§ PROVIDED DATA:
******

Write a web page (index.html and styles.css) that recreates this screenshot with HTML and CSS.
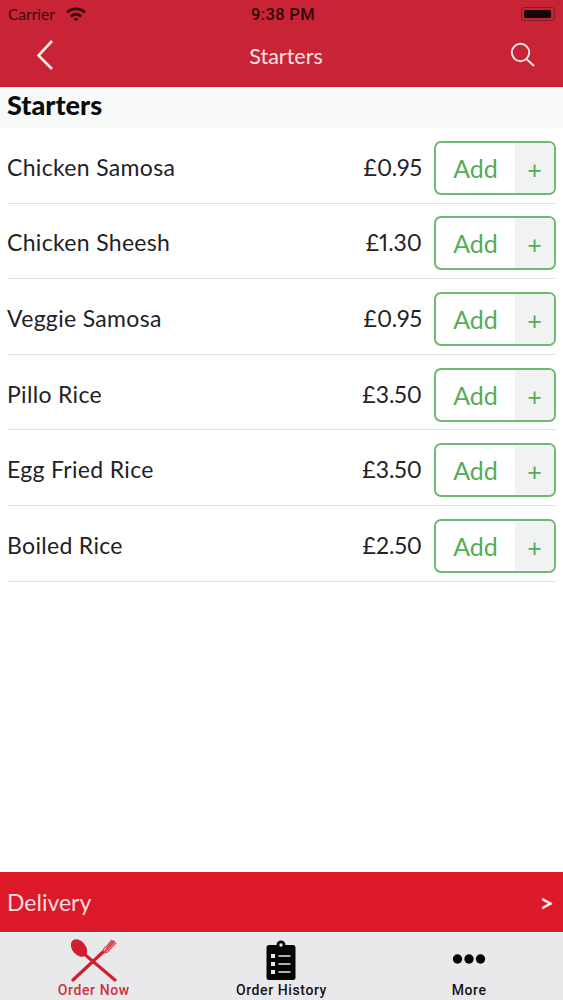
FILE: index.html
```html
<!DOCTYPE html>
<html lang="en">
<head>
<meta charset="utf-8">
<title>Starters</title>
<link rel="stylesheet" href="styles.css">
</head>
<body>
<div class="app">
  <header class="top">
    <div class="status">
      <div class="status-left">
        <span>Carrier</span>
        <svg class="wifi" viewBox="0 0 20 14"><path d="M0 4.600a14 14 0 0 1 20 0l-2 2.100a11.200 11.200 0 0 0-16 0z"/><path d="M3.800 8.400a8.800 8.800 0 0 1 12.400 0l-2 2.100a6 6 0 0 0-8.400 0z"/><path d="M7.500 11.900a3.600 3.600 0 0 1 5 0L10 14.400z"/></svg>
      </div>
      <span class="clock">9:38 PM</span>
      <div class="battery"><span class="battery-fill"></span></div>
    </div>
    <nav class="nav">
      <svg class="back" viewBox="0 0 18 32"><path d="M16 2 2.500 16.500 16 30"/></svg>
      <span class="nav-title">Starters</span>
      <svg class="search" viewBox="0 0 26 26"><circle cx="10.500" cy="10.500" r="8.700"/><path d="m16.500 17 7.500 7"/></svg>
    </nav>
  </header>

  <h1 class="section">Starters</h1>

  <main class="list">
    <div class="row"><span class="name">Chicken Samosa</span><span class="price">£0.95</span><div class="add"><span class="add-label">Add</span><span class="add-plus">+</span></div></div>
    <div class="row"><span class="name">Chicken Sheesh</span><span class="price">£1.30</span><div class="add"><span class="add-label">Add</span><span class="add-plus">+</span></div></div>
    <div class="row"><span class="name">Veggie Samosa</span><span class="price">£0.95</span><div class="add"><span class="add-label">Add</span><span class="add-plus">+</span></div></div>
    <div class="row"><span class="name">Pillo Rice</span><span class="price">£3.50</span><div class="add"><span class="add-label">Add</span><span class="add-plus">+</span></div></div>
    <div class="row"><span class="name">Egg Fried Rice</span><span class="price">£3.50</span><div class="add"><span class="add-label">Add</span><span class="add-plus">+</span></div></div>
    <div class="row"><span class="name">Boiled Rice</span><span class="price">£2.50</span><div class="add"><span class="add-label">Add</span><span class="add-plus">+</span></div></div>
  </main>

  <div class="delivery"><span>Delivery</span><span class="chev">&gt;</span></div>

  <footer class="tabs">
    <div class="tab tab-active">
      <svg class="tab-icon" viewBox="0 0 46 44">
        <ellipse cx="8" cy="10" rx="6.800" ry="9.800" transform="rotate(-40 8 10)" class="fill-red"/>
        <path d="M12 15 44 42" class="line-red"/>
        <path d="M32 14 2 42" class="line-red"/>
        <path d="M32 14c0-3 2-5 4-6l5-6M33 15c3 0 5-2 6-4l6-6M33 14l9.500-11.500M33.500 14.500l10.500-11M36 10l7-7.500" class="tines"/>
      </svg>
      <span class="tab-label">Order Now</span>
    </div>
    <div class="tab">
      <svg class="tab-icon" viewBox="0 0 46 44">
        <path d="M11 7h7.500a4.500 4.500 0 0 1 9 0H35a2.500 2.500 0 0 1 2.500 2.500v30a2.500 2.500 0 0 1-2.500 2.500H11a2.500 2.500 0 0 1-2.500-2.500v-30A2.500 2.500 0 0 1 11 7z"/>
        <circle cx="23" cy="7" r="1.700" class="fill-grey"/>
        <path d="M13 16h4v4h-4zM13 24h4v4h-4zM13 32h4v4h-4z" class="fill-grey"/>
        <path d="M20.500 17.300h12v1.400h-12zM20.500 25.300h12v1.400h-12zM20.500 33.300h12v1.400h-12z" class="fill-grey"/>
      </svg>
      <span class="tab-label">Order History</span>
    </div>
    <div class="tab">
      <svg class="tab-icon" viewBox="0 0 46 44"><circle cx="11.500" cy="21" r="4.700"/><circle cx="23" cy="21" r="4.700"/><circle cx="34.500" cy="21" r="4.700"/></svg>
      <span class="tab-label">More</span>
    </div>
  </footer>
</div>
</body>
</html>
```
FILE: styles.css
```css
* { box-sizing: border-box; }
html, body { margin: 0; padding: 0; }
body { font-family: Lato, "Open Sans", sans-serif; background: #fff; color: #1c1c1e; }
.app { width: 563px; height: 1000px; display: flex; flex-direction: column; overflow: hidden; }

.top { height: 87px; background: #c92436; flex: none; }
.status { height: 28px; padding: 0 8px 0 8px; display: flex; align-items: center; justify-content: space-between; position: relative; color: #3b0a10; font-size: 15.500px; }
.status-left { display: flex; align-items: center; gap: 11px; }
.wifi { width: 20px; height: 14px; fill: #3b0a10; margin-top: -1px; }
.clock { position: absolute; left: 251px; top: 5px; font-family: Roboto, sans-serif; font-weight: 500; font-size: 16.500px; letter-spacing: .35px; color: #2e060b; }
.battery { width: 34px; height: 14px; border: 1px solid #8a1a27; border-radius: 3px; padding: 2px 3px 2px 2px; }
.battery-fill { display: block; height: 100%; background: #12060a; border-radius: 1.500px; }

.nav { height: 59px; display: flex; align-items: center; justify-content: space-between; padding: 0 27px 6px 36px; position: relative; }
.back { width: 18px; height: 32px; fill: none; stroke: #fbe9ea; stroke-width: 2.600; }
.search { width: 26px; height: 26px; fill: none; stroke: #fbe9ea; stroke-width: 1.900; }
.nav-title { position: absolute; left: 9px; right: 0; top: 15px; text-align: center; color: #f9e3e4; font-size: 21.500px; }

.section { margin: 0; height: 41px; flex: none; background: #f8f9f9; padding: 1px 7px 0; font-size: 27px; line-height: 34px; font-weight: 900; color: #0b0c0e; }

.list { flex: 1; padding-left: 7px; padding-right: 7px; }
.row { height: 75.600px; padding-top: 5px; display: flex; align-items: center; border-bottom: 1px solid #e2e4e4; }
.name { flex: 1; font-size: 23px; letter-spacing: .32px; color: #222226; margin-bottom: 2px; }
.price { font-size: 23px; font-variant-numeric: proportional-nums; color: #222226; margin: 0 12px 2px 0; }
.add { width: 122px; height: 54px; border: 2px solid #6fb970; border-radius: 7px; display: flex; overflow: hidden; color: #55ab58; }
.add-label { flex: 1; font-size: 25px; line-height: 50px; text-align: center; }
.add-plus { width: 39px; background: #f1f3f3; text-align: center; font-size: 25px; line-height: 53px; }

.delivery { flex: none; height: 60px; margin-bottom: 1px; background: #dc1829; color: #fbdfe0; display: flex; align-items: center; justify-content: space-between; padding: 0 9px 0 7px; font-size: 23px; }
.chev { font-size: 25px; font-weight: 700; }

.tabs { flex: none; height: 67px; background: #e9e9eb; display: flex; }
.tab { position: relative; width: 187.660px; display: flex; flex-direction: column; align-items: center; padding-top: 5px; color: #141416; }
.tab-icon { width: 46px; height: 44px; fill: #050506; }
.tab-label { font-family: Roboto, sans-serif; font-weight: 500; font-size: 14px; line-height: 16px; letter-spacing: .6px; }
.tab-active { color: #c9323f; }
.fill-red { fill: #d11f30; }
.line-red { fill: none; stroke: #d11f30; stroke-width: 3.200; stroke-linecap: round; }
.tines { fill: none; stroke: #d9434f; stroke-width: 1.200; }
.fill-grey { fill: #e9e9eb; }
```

******

§ WHAT IS EXPECTED: Restate the whole listing above exactly, please, omitting every image.

§ CORRECT OUTPUT:
Write a web page (index.html and styles.css) that recreates this screenshot with HTML and CSS.
FILE: index.html
```html
<!DOCTYPE html>
<html lang="en">
<head>
<meta charset="utf-8">
<title>Starters</title>
<link rel="stylesheet" href="styles.css">
</head>
<body>
<div class="app">
  <header class="top">
    <div class="status">
      <div class="status-left">
        <span>Carrier</span>
        <svg class="wifi" viewBox="0 0 20 14"><path d="M0 4.600a14 14 0 0 1 20 0l-2 2.100a11.200 11.200 0 0 0-16 0z"/><path d="M3.800 8.400a8.800 8.800 0 0 1 12.400 0l-2 2.100a6 6 0 0 0-8.400 0z"/><path d="M7.500 11.900a3.600 3.600 0 0 1 5 0L10 14.400z"/></svg>
      </div>
      <span class="clock">9:38 PM</span>
      <div class="battery"><span class="battery-fill"></span></div>
    </div>
    <nav class="nav">
      <svg class="back" viewBox="0 0 18 32"><path d="M16 2 2.500 16.500 16 30"/></svg>
      <span class="nav-title">Starters</span>
      <svg class="search" viewBox="0 0 26 26"><circle cx="10.500" cy="10.500" r="8.700"/><path d="m16.500 17 7.500 7"/></svg>
    </nav>
  </header>

  <h1 class="section">Starters</h1>

  <main class="list">
    <div class="row"><span class="name">Chicken Samosa</span><span class="price">£0.95</span><div class="add"><span class="add-label">Add</span><span class="add-plus">+</span></div></div>
    <div class="row"><span class="name">Chicken Sheesh</span><span class="price">£1.30</span><div class="add"><span class="add-label">Add</span><span class="add-plus">+</span></div></div>
    <div class="row"><span class="name">Veggie Samosa</span><span class="price">£0.95</span><div class="add"><span class="add-label">Add</span><span class="add-plus">+</span></div></div>
    <div class="row"><span class="name">Pillo Rice</span><span class="price">£3.50</span><div class="add"><span class="add-label">Add</span><span class="add-plus">+</span></div></div>
    <div class="row"><span class="name">Egg Fried Rice</span><span class="price">£3.50</span><div class="add"><span class="add-label">Add</span><span class="add-plus">+</span></div></div>
    <div class="row"><span class="name">Boiled Rice</span><span class="price">£2.50</span><div class="add"><span class="add-label">Add</span><span class="add-plus">+</span></div></div>
  </main>

  <div class="delivery"><span>Delivery</span><span class="chev">&gt;</span></div>

  <footer class="tabs">
    <div class="tab tab-active">
      <svg class="tab-icon" viewBox="0 0 46 44">
        <ellipse cx="8" cy="10" rx="6.800" ry="9.800" transform="rotate(-40 8 10)" class="fill-red"/>
        <path d="M12 15 44 42" class="line-red"/>
        <path d="M32 14 2 42" class="line-red"/>
        <path d="M32 14c0-3 2-5 4-6l5-6M33 15c3 0 5-2 6-4l6-6M33 14l9.500-11.500M33.500 14.500l10.500-11M36 10l7-7.500" class="tines"/>
      </svg>
      <span class="tab-label">Order Now</span>
    </div>
    <div class="tab">
      <svg class="tab-icon" viewBox="0 0 46 44">
        <path d="M11 7h7.500a4.500 4.500 0 0 1 9 0H35a2.500 2.500 0 0 1 2.500 2.500v30a2.500 2.500 0 0 1-2.500 2.500H11a2.500 2.500 0 0 1-2.500-2.500v-30A2.500 2.500 0 0 1 11 7z"/>
        <circle cx="23" cy="7" r="1.700" class="fill-grey"/>
        <path d="M13 16h4v4h-4zM13 24h4v4h-4zM13 32h4v4h-4z" class="fill-grey"/>
        <path d="M20.500 17.300h12v1.400h-12zM20.500 25.300h12v1.400h-12zM20.500 33.300h12v1.400h-12z" class="fill-grey"/>
      </svg>
      <span class="tab-label">Order History</span>
    </div>
    <div class="tab">
      <svg class="tab-icon" viewBox="0 0 46 44"><circle cx="11.500" cy="21" r="4.700"/><circle cx="23" cy="21" r="4.700"/><circle cx="34.500" cy="21" r="4.700"/></svg>
      <span class="tab-label">More</span>
    </div>
  </footer>
</div>
</body>
</html>
```
FILE: styles.css
```css
* { box-sizing: border-box; }
html, body { margin: 0; padding: 0; }
body { font-family: Lato, "Open Sans", sans-serif; background: #fff; color: #1c1c1e; }
.app { width: 563px; height: 1000px; display: flex; flex-direction: column; overflow: hidden; }

.top { height: 87px; background: #c92436; flex: none; }
.status { height: 28px; padding: 0 8px 0 8px; display: flex; align-items: center; justify-content: space-between; position: relative; color: #3b0a10; font-size: 15.500px; }
.status-left { display: flex; align-items: center; gap: 11px; }
.wifi { width: 20px; height: 14px; fill: #3b0a10; margin-top: -1px; }
.clock { position: absolute; left: 251px; top: 5px; font-family: Roboto, sans-serif; font-weight: 500; font-size: 16.500px; letter-spacing: .35px; color: #2e060b; }
.battery { width: 34px; height: 14px; border: 1px solid #8a1a27; border-radius: 3px; padding: 2px 3px 2px 2px; }
.battery-fill { display: block; height: 100%; background: #12060a; border-radius: 1.500px; }

.nav { height: 59px; display: flex; align-items: center; justify-content: space-between; padding: 0 27px 6px 36px; position: relative; }
.back { width: 18px; height: 32px; fill: none; stroke: #fbe9ea; stroke-width: 2.600; }
.search { width: 26px; height: 26px; fill: none; stroke: #fbe9ea; stroke-width: 1.900; }
.nav-title { position: absolute; left: 9px; right: 0; top: 15px; text-align: center; color: #f9e3e4; font-size: 21.500px; }

.section { margin: 0; height: 41px; flex: none; background: #f8f9f9; padding: 1px 7px 0; font-size: 27px; line-height: 34px; font-weight: 900; color: #0b0c0e; }

.list { flex: 1; padding-left: 7px; padding-right: 7px; }
.row { height: 75.600px; padding-top: 5px; display: flex; align-items: center; border-bottom: 1px solid #e2e4e4; }
.name { flex: 1; font-size: 23px; letter-spacing: .32px; color: #222226; margin-bottom: 2px; }
.price { font-size: 23px; font-variant-numeric: proportional-nums; color: #222226; margin: 0 12px 2px 0; }
.add { width: 122px; height: 54px; border: 2px solid #6fb970; border-radius: 7px; display: flex; overflow: hidden; color: #55ab58; }
.add-label { flex: 1; font-size: 25px; line-height: 50px; text-align: center; }
.add-plus { width: 39px; background: #f1f3f3; text-align: center; font-size: 25px; line-height: 53px; }

.delivery { flex: none; height: 60px; margin-bottom: 1px; background: #dc1829; color: #fbdfe0; display: flex; align-items: center; justify-content: space-between; padding: 0 9px 0 7px; font-size: 23px; }
.chev { font-size: 25px; font-weight: 700; }

.tabs { flex: none; height: 67px; background: #e9e9eb; display: flex; }
.tab { position: relative; width: 187.660px; display: flex; flex-direction: column; align-items: center; padding-top: 5px; color: #141416; }
.tab-icon { width: 46px; height: 44px; fill: #050506; }
.tab-label { font-family: Roboto, sans-serif; font-weight: 500; font-size: 14px; line-height: 16px; letter-spacing: .6px; }
.tab-active { color: #c9323f; }
.fill-red { fill: #d11f30; }
.line-red { fill: none; stroke: #d11f30; stroke-width: 3.200; stroke-linecap: round; }
.tines { fill: none; stroke: #d9434f; stroke-width: 1.200; }
.fill-grey { fill: #e9e9eb; }
```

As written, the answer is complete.